--- Begin Information shown ---
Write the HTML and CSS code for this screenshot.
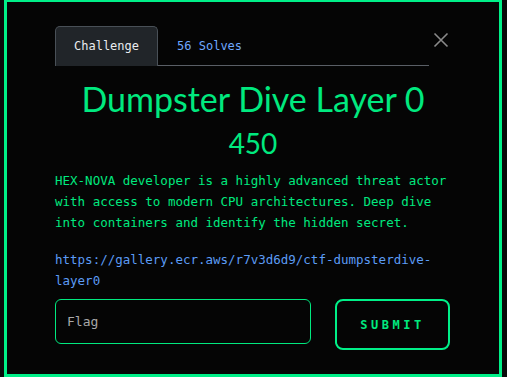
FILE: index.html
```html
<!DOCTYPE html>
<html lang="en">
<head>
  <meta charset="UTF-8">
  <meta name="viewport" content="width=device-width, initial-scale=1.0">
  <title>Dumpster Dive Layer 0</title>
  <link rel="stylesheet" href="styles.css">
</head>
<body>
  <div class="modal">
    <!-- Header with tabs -->
    <div class="modal-header">
      <ul class="tabs">
        <li class="tab active">Challenge</li>
        <li class="tab">56 Solves</li>
      </ul>
      <button class="close" aria-label="Close">
        <svg width="16" height="16" viewBox="0 0 16 16">
          <path d="M1.5 1.5 L14.5 14.5 M14.5 1.5 L1.5 14.5" stroke="#8a8a8a" stroke-width="1.6" fill="none"/>
        </svg>
      </button>
    </div>

    <h2 class="title">Dumpster Dive Layer 0</h2>
    <div class="points">450</div>

    <p class="description">HEX-NOVA developer is a highly advanced threat actor with access to modern CPU architectures. Deep dive into containers and identify the hidden secret.</p>
    <p class="description"><a href="#" class="link">https://gallery.ecr.aws/r7v3d6d9/ctf-dumpsterdive-layer0</a></p>

    <!-- Flag form -->
    <form class="flag-form">
      <input class="flag-input" type="text" placeholder="Flag">
      <button class="submit" type="button">SUBMIT</button>
    </form>
  </div>
</body>
</html>
```

FILE: styles.css
```css
body {
  margin: 0;
  background-color: #0a0a0a;
  font-family: "DejaVu Sans Mono", monospace;
  overflow: hidden;
}

.modal {
  box-sizing: border-box;
  width: 498px;
  height: 378px;
  margin: -1px 0 0 4px;
  border: 3px solid #00f088;
  background-color: #050505;
  padding: 24px 48px 0 48px;
}

.modal-header {
  display: flex;
  align-items: flex-start;
}

.tabs {
  flex: 1;
  display: flex;
  list-style: none;
  margin: 0;
  padding: 0;
  border-bottom: 1px solid #5a5f66;
}

.tab {
  padding: 10px 18px;
  font-size: 12px;
  line-height: 18px;
  color: #6ea8fe;
  border: 1px solid transparent;
  border-bottom: none;
  border-radius: 5px 5px 0 0;
  margin-bottom: -1px;
}

.tab.active {
  color: #e9ecef;
  background-color: #212529;
  border-color: #495057;
  padding-bottom: 11px;
}

.close {
  background: none;
  border: none;
  padding: 0;
  margin: 4px 0 0 2px;
  width: 20px;
  height: 20px;
  display: flex;
  align-items: center;
  justify-content: center;
  cursor: pointer;
}

.title {
  margin: 13px 0 0 0;
  text-align: center;
  font-family: Lato, "Open Sans", sans-serif;
  font-weight: normal;
  font-size: 34px;
  line-height: 40px;
  color: #00e97f;
}

.points {
  margin-top: 7px;
  text-align: center;
  font-family: Lato, "Open Sans", sans-serif;
  font-size: 28px;
  line-height: 34px;
  color: #00e97f;
}

.description {
  margin: 10px 0 0 0;
  font-size: 12.5px;
  line-height: 21px;
  color: #00e97f;
}

.description + .description {
  margin-top: 16px;
}

.link {
  color: #5c9cf5;
  text-decoration: none;
}

.flag-form {
  display: flex;
  gap: 24px;
  margin-top: 8px;
  align-items: flex-start;
}

.flag-input {
  box-sizing: border-box;
  width: 256px;
  height: 45px;
  background: transparent;
  border: 1px solid #00e97f;
  border-radius: 6px;
  padding: 0 11px;
  font-family: "DejaVu Sans Mono", monospace;
  font-size: 13px;
  color: #ddd;
}

.flag-input::placeholder {
  color: #a8a8a8;
}

.submit {
  box-sizing: border-box;
  width: 115px;
  height: 51px;
  background: transparent;
  border: 2px solid #00f088;
  border-radius: 8px;
  font-family: "DejaVu Sans Mono", monospace;
  font-weight: bold;
  font-size: 12px;
  letter-spacing: 3.5px;
  padding-left: 6px;
  color: #00e97f;
  cursor: pointer;
}
```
--- End Information shown ---
*The task:*
Leave the pictures out, and print every line of the listing exactly as written.

*Response to the task:*
Write the HTML and CSS code for this screenshot.
FILE: index.html
```html
<!DOCTYPE html>
<html lang="en">
<head>
  <meta charset="UTF-8">
  <meta name="viewport" content="width=device-width, initial-scale=1.0">
  <title>Dumpster Dive Layer 0</title>
  <link rel="stylesheet" href="styles.css">
</head>
<body>
  <div class="modal">
    <!-- Header with tabs -->
    <div class="modal-header">
      <ul class="tabs">
        <li class="tab active">Challenge</li>
        <li class="tab">56 Solves</li>
      </ul>
      <button class="close" aria-label="Close">
        <svg width="16" height="16" viewBox="0 0 16 16">
          <path d="M1.5 1.5 L14.5 14.5 M14.5 1.5 L1.5 14.5" stroke="#8a8a8a" stroke-width="1.6" fill="none"/>
        </svg>
      </button>
    </div>

    <h2 class="title">Dumpster Dive Layer 0</h2>
    <div class="points">450</div>

    <p class="description">HEX-NOVA developer is a highly advanced threat actor with access to modern CPU architectures. Deep dive into containers and identify the hidden secret.</p>
    <p class="description"><a href="#" class="link">https://gallery.ecr.aws/r7v3d6d9/ctf-dumpsterdive-layer0</a></p>

    <!-- Flag form -->
    <form class="flag-form">
      <input class="flag-input" type="text" placeholder="Flag">
      <button class="submit" type="button">SUBMIT</button>
    </form>
  </div>
</body>
</html>
```

FILE: styles.css
```css
body {
  margin: 0;
  background-color: #0a0a0a;
  font-family: "DejaVu Sans Mono", monospace;
  overflow: hidden;
}

.modal {
  box-sizing: border-box;
  width: 498px;
  height: 378px;
  margin: -1px 0 0 4px;
  border: 3px solid #00f088;
  background-color: #050505;
  padding: 24px 48px 0 48px;
}

.modal-header {
  display: flex;
  align-items: flex-start;
}

.tabs {
  flex: 1;
  display: flex;
  list-style: none;
  margin: 0;
  padding: 0;
  border-bottom: 1px solid #5a5f66;
}

.tab {
  padding: 10px 18px;
  font-size: 12px;
  line-height: 18px;
  color: #6ea8fe;
  border: 1px solid transparent;
  border-bottom: none;
  border-radius: 5px 5px 0 0;
  margin-bottom: -1px;
}

.tab.active {
  color: #e9ecef;
  background-color: #212529;
  border-color: #495057;
  padding-bottom: 11px;
}

.close {
  background: none;
  border: none;
  padding: 0;
  margin: 4px 0 0 2px;
  width: 20px;
  height: 20px;
  display: flex;
  align-items: center;
  justify-content: center;
  cursor: pointer;
}

.title {
  margin: 13px 0 0 0;
  text-align: center;
  font-family: Lato, "Open Sans", sans-serif;
  font-weight: normal;
  font-size: 34px;
  line-height: 40px;
  color: #00e97f;
}

.points {
  margin-top: 7px;
  text-align: center;
  font-family: Lato, "Open Sans", sans-serif;
  font-size: 28px;
  line-height: 34px;
  color: #00e97f;
}

.description {
  margin: 10px 0 0 0;
  font-size: 12.5px;
  line-height: 21px;
  color: #00e97f;
}

.description + .description {
  margin-top: 16px;
}

.link {
  color: #5c9cf5;
  text-decoration: none;
}

.flag-form {
  display: flex;
  gap: 24px;
  margin-top: 8px;
  align-items: flex-start;
}

.flag-input {
  box-sizing: border-box;
  width: 256px;
  height: 45px;
  background: transparent;
  border: 1px solid #00e97f;
  border-radius: 6px;
  padding: 0 11px;
  font-family: "DejaVu Sans Mono", monospace;
  font-size: 13px;
  color: #ddd;
}

.flag-input::placeholder {
  color: #a8a8a8;
}

.submit {
  box-sizing: border-box;
  width: 115px;
  height: 51px;
  background: transparent;
  border: 2px solid #00f088;
  border-radius: 8px;
  font-family: "DejaVu Sans Mono", monospace;
  font-weight: bold;
  font-size: 12px;
  letter-spacing: 3.5px;
  padding-left: 6px;
  color: #00e97f;
  cursor: pointer;
}
```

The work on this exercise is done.